With global events adversely impacting markets and moods, and burgeoning customer segments gravitating toward wearable, distinctive pieces, Jaipur offers opportunities for designers, retailers and manufacturers. Companies from Thailand and China, however, have already entered the emerald-processing segment, winning top lots at Gemfields’ rough-emerald auctions last year. While some in Jaipur are confident of the city’s position in the Zambian-emerald market, others worry about the future. Some Jaipur-based companies have already established operations in Thailand, and Chinese bidders at rough emerald and ruby auctions are working in collaboration with Thai partners as well. In the years to come, it remains to be seen whether Jaipur’s character will continue to attract artisans, entrepreneurs and — most importantly — customers.

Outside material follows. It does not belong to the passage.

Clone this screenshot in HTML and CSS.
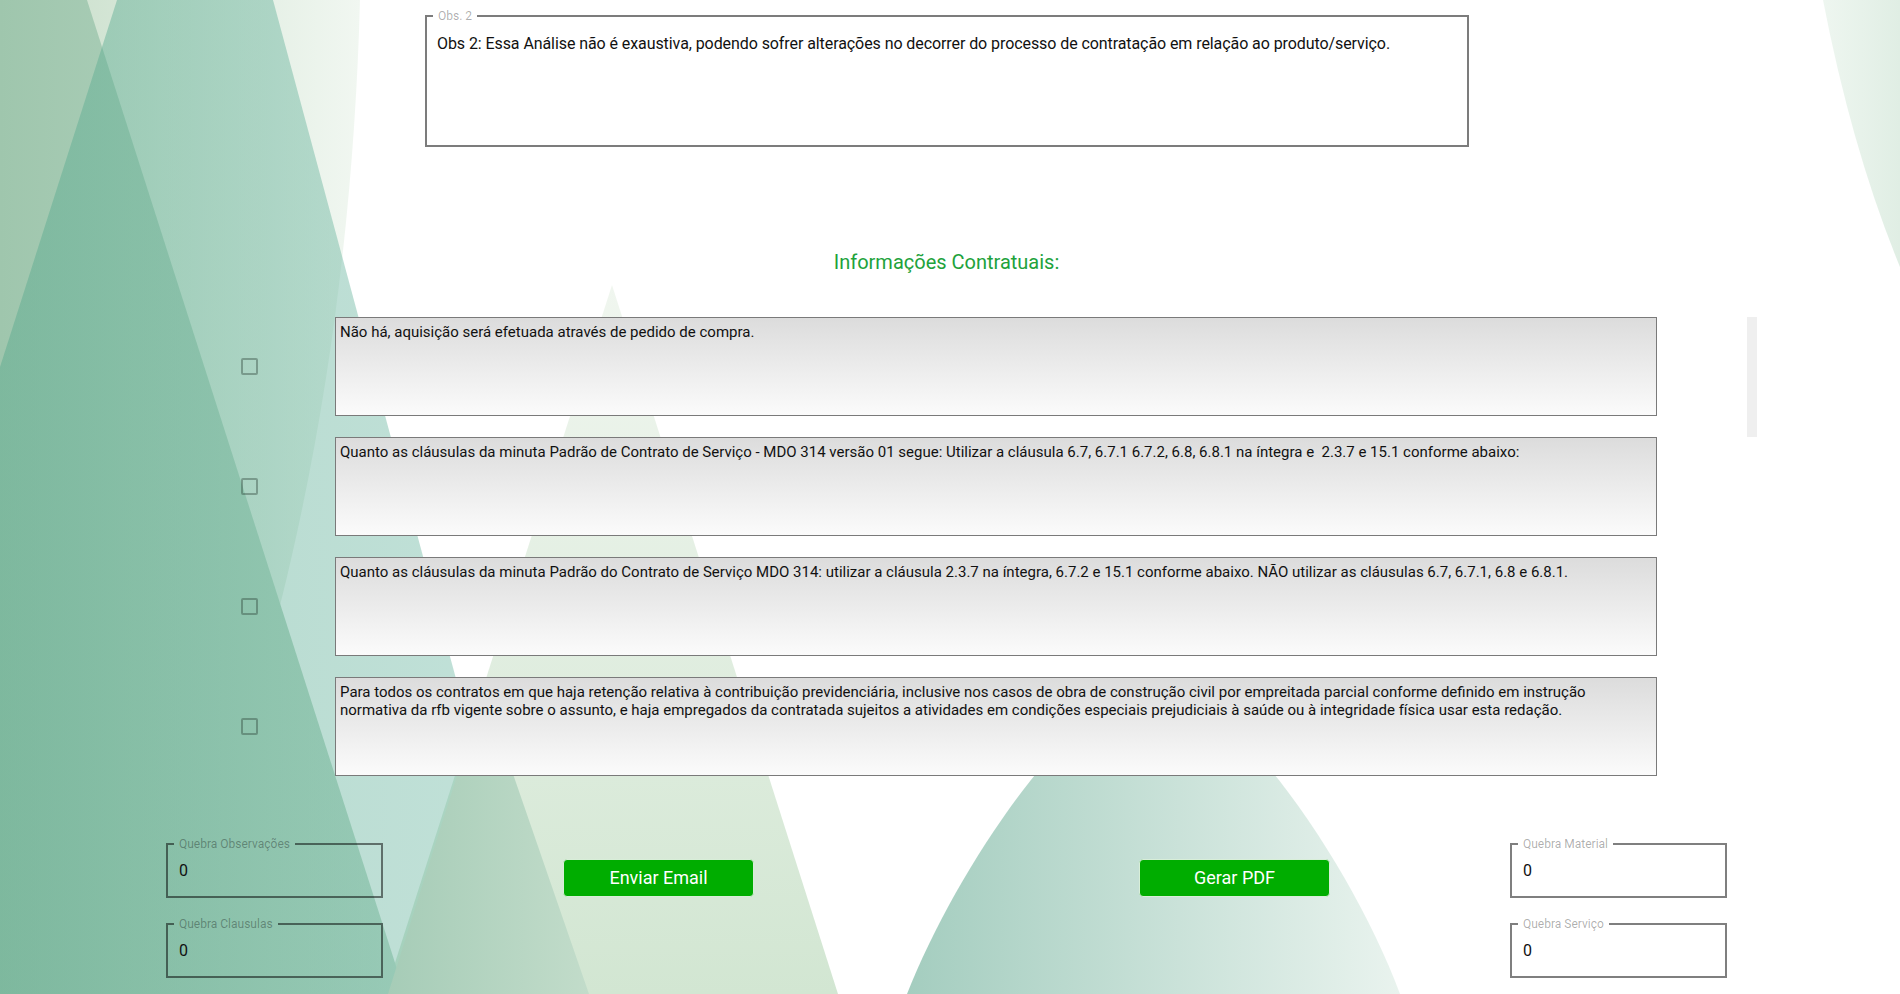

Rock-solid foundations Jaipur was founded in 1727 by Sawai Jai Singh II of the Kachhwaha dynasty. Jai Singh was a skilled warrior, astronomer, architect, engineer, astrologer, and connoisseur of the arts. When he was 28 years old, he established India’s first planned city — Jaipur’s Pink City section — to generate work and save his subjects from the hardships of a severe drought. He then invited top artists from across the land to Jaipur, where he set up and started supporting 36 workshops. In fact, many of the leading families in the gem and jewelry sector can trace their history back to this period in the early 18th century.

Jai Singh planted the seed that led to Jaipur becoming a prominent center for colored-gemstone processing, production of gold and silver jewelry, and specialized techniques such as enameling.